▶ **Collected data**:
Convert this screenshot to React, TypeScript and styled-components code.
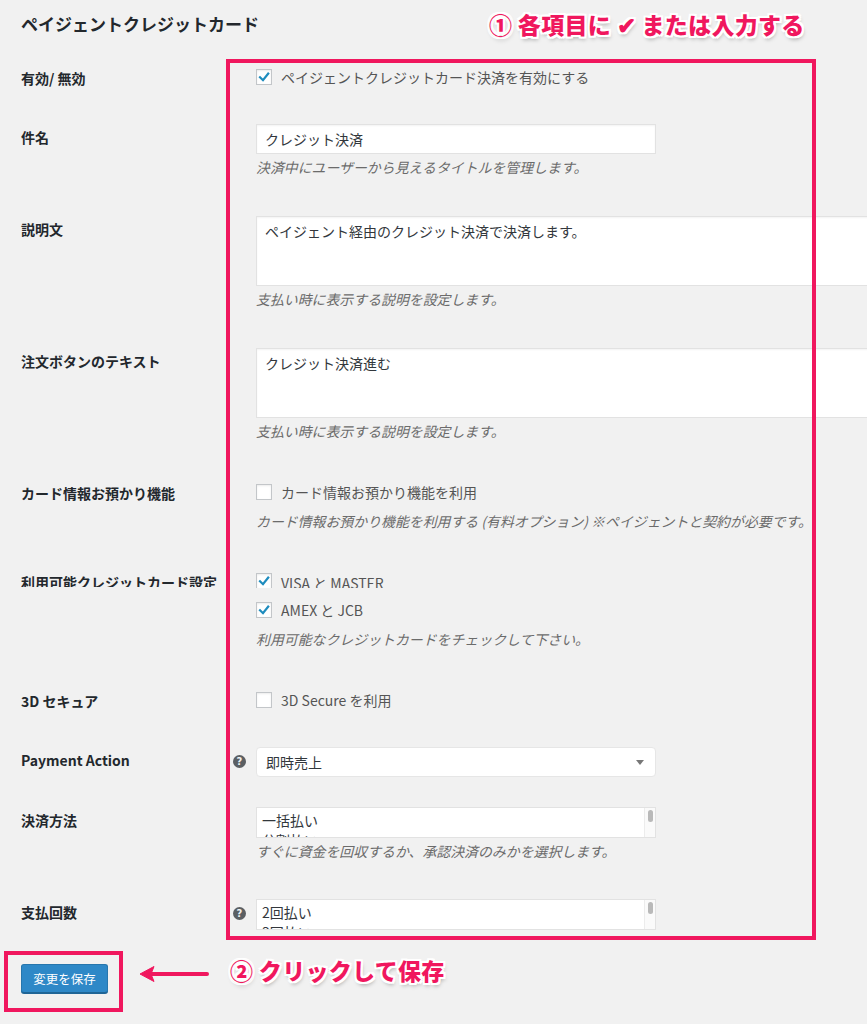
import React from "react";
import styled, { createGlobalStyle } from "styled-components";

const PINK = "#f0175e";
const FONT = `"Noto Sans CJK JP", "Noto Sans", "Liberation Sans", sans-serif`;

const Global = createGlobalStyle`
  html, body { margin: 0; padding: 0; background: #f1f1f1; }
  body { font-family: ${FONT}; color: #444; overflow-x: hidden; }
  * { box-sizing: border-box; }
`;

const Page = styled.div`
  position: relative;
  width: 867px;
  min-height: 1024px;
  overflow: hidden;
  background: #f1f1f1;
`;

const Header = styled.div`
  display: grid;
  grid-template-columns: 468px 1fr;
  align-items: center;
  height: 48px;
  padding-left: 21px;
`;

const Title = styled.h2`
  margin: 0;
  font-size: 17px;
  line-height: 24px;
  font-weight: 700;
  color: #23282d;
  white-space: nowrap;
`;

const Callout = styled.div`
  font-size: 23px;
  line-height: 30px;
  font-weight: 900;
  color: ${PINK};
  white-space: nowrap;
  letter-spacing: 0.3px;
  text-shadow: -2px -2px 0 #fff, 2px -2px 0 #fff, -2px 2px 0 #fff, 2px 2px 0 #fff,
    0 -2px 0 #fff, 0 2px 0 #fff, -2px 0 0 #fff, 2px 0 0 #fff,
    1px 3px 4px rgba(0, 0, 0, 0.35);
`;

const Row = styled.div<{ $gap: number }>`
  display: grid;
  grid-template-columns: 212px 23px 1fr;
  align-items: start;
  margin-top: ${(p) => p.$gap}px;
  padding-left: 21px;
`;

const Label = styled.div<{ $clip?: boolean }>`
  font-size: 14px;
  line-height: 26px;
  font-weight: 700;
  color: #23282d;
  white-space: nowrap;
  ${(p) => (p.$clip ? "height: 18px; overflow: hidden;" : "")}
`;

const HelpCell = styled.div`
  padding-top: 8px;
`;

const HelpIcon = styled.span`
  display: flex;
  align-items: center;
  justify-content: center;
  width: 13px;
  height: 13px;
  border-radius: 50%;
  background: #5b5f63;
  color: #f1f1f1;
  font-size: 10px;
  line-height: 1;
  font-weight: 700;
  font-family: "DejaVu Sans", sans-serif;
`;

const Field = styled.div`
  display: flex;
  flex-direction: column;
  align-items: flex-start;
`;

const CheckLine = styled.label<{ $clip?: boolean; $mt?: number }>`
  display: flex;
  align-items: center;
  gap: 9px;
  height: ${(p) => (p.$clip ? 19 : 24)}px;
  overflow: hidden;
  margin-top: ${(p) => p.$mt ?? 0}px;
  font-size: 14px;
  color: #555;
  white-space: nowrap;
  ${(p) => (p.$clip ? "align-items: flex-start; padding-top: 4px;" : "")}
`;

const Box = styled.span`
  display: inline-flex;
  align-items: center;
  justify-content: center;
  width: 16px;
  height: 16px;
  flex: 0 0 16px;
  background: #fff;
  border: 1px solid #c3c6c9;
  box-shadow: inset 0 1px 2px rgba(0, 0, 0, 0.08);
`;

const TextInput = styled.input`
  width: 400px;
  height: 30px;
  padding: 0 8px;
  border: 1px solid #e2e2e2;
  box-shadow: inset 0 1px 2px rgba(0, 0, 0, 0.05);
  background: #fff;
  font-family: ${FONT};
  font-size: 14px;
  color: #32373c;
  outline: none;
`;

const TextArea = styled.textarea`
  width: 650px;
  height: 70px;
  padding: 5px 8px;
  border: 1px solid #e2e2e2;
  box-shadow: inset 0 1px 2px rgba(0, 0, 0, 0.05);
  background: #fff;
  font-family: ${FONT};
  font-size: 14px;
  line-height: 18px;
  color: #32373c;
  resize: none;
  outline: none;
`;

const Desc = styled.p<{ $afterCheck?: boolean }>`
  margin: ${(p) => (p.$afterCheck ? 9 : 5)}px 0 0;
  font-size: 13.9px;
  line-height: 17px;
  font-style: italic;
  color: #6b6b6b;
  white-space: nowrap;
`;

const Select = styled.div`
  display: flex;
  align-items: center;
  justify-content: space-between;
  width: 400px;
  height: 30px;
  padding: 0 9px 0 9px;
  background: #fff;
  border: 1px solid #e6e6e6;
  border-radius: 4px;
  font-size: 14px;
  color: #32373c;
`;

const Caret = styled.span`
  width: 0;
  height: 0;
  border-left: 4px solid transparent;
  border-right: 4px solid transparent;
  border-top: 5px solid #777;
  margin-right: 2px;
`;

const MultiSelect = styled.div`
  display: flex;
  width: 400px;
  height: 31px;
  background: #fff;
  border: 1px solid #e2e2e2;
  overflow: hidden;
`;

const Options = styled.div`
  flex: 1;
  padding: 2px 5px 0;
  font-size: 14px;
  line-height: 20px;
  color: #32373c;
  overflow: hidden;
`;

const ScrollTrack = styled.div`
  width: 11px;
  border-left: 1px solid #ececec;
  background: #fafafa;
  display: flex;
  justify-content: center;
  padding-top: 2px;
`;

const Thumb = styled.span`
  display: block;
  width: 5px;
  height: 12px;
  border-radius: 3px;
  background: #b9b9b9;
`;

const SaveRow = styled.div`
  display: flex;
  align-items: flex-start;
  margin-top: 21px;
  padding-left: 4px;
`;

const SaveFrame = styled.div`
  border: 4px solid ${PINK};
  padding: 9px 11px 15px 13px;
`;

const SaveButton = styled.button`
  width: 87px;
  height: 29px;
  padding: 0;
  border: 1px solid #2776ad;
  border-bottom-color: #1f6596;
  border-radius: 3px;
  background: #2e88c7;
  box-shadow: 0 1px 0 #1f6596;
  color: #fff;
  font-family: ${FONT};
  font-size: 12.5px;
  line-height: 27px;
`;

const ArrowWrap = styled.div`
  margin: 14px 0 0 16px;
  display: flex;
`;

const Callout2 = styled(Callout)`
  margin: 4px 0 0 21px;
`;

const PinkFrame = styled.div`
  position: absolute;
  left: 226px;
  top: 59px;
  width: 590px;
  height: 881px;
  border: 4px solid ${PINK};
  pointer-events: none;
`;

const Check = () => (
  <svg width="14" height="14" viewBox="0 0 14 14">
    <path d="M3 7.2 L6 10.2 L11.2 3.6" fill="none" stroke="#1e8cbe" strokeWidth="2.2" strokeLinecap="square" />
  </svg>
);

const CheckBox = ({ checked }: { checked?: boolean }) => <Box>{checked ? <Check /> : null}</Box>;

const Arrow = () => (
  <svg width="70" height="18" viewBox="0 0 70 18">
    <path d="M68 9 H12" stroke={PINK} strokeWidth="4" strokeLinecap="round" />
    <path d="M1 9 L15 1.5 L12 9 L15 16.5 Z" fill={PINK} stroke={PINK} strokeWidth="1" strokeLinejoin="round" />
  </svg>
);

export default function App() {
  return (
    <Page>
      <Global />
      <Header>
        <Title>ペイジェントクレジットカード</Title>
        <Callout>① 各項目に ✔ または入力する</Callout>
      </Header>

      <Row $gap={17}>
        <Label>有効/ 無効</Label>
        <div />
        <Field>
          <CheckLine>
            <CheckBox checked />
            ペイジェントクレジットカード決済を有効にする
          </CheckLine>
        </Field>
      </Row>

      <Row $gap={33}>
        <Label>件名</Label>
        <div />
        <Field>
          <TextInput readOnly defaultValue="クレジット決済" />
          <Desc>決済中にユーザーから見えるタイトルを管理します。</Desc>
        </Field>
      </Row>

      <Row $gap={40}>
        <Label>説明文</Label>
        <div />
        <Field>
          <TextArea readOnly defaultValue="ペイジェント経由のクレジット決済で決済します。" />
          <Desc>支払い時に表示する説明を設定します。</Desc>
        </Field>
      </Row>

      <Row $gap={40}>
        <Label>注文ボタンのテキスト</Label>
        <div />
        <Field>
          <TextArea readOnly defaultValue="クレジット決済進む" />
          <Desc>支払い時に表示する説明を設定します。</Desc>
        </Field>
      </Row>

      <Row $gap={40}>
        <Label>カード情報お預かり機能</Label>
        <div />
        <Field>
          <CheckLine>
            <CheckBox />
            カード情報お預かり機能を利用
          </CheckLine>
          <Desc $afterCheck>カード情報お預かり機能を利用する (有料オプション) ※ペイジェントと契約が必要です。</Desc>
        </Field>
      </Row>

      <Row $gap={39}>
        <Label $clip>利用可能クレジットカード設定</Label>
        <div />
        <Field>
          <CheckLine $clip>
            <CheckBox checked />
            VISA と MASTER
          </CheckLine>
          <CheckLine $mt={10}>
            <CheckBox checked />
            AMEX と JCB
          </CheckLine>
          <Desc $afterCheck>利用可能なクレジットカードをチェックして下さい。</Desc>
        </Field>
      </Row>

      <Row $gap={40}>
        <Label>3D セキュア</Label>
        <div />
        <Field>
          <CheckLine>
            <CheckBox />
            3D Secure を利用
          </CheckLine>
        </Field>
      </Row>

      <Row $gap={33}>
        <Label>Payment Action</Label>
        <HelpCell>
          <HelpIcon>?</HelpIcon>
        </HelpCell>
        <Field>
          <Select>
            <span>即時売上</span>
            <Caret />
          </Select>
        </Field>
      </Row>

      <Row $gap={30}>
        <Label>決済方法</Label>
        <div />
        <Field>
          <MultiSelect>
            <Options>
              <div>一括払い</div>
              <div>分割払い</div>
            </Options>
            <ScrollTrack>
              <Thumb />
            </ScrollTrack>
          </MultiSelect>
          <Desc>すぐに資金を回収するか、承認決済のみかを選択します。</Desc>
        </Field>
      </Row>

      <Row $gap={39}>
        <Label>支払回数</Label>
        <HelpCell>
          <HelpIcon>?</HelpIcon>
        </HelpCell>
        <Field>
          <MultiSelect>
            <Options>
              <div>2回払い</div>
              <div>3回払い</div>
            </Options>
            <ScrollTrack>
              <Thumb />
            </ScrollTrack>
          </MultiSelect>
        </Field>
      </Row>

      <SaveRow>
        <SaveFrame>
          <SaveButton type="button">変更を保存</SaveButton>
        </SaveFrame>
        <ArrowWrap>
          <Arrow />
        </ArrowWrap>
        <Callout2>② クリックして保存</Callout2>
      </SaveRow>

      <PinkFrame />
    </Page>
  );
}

▶ **Exercise description**:
Reproduce each line holding the word "components".

▶ **Complete answer**:
Convert this screenshot to React, TypeScript and styled-components code.
import styled, { createGlobalStyle } from "styled-components";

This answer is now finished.